Monday, September 25, 2023

With frontline workers eyeing vaccines, New Hanover County needs more time to inoculate seniors

New Hanover County Board of Commissioners chairwoman Julia Olson-Boseman surveys a vaccination effort designed to inoculate school staff. While frontline workers become eligible for shots this week — and a new Covid-19 vaccine comes to market — New Hanover County says more time is needed to vaccinate the 65-and-older community. (Port City Daily/Courtesy New Hanover County).

SOUTHEASTERN NC — After Gov. Cooper announced that vaccines will open to the rest of frontline essential workers Wednesday, New Hanover County announced it will hold off on introducing new groups to its vaccination clinics. State leaders allowed counties to delay vaccinating frontline workers in order to shore up inoculations for healthcare workers, elderly populations, and as of last week, school staff. 

Donna Fayko, health and human services director, told the board of commissioners that approximately 63% of the county’s population ages 65 and older — a group estimated to be around 37,000 people — has been vaccinated. 

RELATED: Cooper opens vaccines to all frontline essential workers Wednesday, expands into Group 4 by end of March

The county would like for more than 72% of this population to be vaccinated with first doses before opening fully to Group 3, to achieve a level of herd immunity in that population and because older adults are among the most vulnerable to severe disease and hospitalization from the virus,” according to the New Hanover County website.  

Nearly 40,000 first doses of either the Moderna or Pfizer vaccine have been administered in the county, according to data offered by the N.C. Department of Health and Human Services. This week, the county will receive 1,470 first shots — a mixture of Pfizer and Moderna doses — that will be administered to eligible residents.

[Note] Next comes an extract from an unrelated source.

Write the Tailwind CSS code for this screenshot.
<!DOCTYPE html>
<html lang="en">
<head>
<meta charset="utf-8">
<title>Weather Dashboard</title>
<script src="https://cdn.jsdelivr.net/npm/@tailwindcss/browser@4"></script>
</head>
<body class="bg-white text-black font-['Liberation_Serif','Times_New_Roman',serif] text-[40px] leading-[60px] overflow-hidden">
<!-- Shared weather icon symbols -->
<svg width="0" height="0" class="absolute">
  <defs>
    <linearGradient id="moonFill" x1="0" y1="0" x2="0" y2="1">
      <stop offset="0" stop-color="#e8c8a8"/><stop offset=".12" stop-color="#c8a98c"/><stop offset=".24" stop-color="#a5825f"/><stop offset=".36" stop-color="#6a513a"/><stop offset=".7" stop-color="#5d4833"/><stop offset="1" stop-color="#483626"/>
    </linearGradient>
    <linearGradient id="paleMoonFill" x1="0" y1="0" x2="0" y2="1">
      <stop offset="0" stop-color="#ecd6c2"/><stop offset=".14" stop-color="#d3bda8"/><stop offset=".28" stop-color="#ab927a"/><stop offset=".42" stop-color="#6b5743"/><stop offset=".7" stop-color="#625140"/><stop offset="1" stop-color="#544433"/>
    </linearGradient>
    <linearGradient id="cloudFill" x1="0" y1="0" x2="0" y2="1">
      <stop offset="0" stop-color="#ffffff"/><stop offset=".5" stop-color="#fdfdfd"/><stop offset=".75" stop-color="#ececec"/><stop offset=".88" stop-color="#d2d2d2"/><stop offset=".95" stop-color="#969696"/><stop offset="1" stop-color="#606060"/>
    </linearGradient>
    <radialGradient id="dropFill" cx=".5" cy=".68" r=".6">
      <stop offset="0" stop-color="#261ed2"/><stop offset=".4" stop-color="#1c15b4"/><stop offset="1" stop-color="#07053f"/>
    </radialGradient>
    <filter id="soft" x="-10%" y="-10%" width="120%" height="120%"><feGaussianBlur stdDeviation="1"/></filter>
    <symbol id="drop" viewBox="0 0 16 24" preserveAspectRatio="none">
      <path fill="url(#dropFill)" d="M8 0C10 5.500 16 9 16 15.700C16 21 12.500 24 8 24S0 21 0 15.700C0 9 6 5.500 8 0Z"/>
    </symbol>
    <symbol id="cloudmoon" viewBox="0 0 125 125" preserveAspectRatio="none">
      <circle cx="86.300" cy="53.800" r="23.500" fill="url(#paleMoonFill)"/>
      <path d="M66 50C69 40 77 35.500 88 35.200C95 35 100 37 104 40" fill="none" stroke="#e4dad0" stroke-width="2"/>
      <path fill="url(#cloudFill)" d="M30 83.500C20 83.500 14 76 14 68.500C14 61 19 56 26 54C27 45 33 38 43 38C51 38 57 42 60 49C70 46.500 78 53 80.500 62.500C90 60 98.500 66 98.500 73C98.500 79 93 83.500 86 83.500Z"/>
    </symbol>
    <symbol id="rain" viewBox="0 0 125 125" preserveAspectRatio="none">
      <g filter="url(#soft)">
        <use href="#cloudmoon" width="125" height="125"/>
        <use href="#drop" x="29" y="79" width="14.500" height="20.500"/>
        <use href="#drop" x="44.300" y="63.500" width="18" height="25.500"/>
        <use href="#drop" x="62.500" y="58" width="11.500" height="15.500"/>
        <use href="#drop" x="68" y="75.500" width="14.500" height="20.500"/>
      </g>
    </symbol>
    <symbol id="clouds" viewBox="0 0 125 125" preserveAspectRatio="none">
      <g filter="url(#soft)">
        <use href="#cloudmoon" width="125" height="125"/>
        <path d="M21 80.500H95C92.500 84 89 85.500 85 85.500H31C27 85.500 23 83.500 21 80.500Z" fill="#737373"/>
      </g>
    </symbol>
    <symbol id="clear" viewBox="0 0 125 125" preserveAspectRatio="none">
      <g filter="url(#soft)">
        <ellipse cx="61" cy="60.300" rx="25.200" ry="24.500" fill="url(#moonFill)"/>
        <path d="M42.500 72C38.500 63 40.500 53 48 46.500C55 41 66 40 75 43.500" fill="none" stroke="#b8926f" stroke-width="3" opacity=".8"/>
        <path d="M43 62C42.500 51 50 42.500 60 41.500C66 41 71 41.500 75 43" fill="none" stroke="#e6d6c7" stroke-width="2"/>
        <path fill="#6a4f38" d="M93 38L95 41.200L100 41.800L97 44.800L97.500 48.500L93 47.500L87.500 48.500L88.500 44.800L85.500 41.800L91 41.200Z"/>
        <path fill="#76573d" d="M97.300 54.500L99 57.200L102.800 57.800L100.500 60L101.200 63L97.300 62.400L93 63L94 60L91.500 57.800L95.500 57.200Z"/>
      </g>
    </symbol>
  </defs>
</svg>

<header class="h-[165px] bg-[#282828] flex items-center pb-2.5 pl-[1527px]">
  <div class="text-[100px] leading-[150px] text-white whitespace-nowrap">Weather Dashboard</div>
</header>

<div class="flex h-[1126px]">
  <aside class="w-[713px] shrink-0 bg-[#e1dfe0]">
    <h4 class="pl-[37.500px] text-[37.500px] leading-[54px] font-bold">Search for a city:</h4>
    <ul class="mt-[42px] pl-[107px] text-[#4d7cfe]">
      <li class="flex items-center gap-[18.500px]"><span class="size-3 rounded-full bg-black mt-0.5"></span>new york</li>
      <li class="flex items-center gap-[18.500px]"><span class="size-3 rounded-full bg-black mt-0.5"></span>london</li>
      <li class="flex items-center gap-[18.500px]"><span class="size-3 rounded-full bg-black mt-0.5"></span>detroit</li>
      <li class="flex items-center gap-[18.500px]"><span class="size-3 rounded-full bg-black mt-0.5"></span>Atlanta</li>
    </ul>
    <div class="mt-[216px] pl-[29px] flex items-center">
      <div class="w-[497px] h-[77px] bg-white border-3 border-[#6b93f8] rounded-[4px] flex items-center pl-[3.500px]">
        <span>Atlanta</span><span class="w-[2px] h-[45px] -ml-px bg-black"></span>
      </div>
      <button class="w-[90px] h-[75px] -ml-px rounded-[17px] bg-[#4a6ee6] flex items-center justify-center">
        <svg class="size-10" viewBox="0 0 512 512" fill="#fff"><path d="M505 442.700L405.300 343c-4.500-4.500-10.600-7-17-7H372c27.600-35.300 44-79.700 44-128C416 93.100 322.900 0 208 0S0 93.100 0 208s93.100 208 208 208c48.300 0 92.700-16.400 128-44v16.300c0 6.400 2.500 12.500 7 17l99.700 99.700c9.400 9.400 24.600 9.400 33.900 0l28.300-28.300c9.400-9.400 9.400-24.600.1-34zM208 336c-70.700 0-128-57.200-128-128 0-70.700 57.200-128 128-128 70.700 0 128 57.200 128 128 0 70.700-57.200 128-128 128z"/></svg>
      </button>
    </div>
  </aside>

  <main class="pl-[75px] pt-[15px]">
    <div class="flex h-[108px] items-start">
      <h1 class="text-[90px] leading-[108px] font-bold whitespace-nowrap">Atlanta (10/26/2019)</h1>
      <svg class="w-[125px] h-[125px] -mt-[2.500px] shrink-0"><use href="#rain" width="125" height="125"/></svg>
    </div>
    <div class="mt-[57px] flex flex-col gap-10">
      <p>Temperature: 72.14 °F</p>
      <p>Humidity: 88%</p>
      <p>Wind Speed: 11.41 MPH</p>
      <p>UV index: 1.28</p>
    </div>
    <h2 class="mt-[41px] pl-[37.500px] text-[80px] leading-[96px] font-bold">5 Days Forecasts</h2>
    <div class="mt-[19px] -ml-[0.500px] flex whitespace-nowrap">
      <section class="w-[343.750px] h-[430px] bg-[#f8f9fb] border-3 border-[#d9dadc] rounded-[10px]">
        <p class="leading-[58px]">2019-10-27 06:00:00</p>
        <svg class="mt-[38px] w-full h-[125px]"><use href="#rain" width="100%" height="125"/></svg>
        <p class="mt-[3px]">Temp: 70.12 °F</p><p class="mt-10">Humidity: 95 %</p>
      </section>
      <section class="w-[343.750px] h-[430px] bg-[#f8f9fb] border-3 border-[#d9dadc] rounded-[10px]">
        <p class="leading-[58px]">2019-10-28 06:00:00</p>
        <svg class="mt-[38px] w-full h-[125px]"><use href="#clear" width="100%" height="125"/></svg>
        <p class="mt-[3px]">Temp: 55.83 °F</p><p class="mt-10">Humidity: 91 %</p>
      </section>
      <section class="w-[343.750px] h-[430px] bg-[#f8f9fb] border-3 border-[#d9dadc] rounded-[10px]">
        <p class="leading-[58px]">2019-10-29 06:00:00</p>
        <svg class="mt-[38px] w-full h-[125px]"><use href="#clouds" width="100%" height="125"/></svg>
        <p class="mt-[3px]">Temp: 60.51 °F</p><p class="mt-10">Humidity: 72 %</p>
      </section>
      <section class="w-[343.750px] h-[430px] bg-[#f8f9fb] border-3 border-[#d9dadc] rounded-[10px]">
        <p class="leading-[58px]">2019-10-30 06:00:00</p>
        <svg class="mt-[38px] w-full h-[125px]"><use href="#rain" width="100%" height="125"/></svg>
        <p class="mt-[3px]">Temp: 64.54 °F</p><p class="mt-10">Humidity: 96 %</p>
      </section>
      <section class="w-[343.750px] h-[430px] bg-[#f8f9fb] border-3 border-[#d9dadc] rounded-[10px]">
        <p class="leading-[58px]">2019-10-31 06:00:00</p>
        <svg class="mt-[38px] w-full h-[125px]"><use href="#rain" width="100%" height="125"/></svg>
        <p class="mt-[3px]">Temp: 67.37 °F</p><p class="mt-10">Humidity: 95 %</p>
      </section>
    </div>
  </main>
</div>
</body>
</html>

Fayko told the board that 100,000 county residents are expected to fall into Group 3 — a wide-spanning network of workers from fields, ranging from agriculture to politics, all with a need to work in person. Moving through that group will take months, seeing as how administering 40,000 doses spanned two months. The county’s total population is around 235,000 people.

Fayko said an estimated 2,000-3,000 people who received their shots in New Hanover County are not county residents.

“We will not have choices of what supply we receive, so we will be dosing whatever vaccine we receive,” Fayko told the board. This week 83,700 doses of the new vaccine will flow into counties around the state — New Hanover Regional Medical Center will receive 2,000 J&J doses.

Given that the new product is 86% effective at preventing severe to critical illness, but has a lower efficacy for preventing moderate to severe illness, Fayko said the “marketing” done for the vaccine should accentuate its ability to keep individuals out of the hospital. The new vaccine is not shown to reduce person-to-person transmission. 

Novant Health, the hospital network with institutions in Brunswick and New Hanover counties, reported having performed more than 80,000 first-dose vaccinations to date. The company was allotted 9,360 doses of Pfizer vaccines for the totality of its campuses. A separate boost of 900 Moderna doses, along with 1,170 of the Pfizer, will serve Brunswick County, according to a company spokesperson. 

Some Novant Health vaccination appointments, even for individuals ages 65 and older, are scheduled out months into the future; all appointment slots are currently booked, and walks-ins will not be accepted, according to company officials. 

A spokesperson for New Hanover Regional Medical Center said the hospital will begin vaccinating community members in Group 3 this week. NHRMC, in addition to the 2,000 J&J doses, will take in 2,340 Pfizer first-doses this week to fuel appointments and events.

During a Novant Health press briefing, company officials said it was likely the newly approved J&J vaccine would be routed to facilities in Mecklenburg and Forsyth counties, while the company also opened a clinic in Charlotte that has the ability to accommodate up to 3,000 vaccination appointments per day. 

“It’s never going to be quite perfect in how the group’s work and who’s eligible,” infectious disease specialist David Priest said during the Novant Zoom briefing. 

“When you’re a medical student and you’re cutting sutures for a surgeon — you cut them — they’re either too short or too long. You never get it quite right, and this is the same thing,” he said. 

On top of the vaccination efforts centralized in Raleigh through the DHHS, a few Walgreens locations in New Hanover County are receiving 100 doses of vaccine per week, and FEMA is establishing a high-throughput vaccination clinic in Greensboro beginning next week.

During a White House press conference Tuesday, press secretary Jen Psaki said the Defense Production Act has been invoked to hurry the production of the one-shot vaccine. Shipments received by states this week were manufactured in a Netherlands facility.

Capping long-simmering talks between the vaccine producer and Merck — the pharmaceutical giant that once sought to create a vaccine of its own — the White House brokered a deal that appoints Merck, a rival company, as a producer of the J&J vaccine, according to The Washington Post. J&J vowed to disseminate 100 million doses by the end of June. 

“We do believe that we will have force multipliers,” Fayko told commissioners at the Monday meeting. “Because, as more providers come online to be able to vaccinate, and as they receive supply of vaccine, they will help us reach [Group 3] as well.”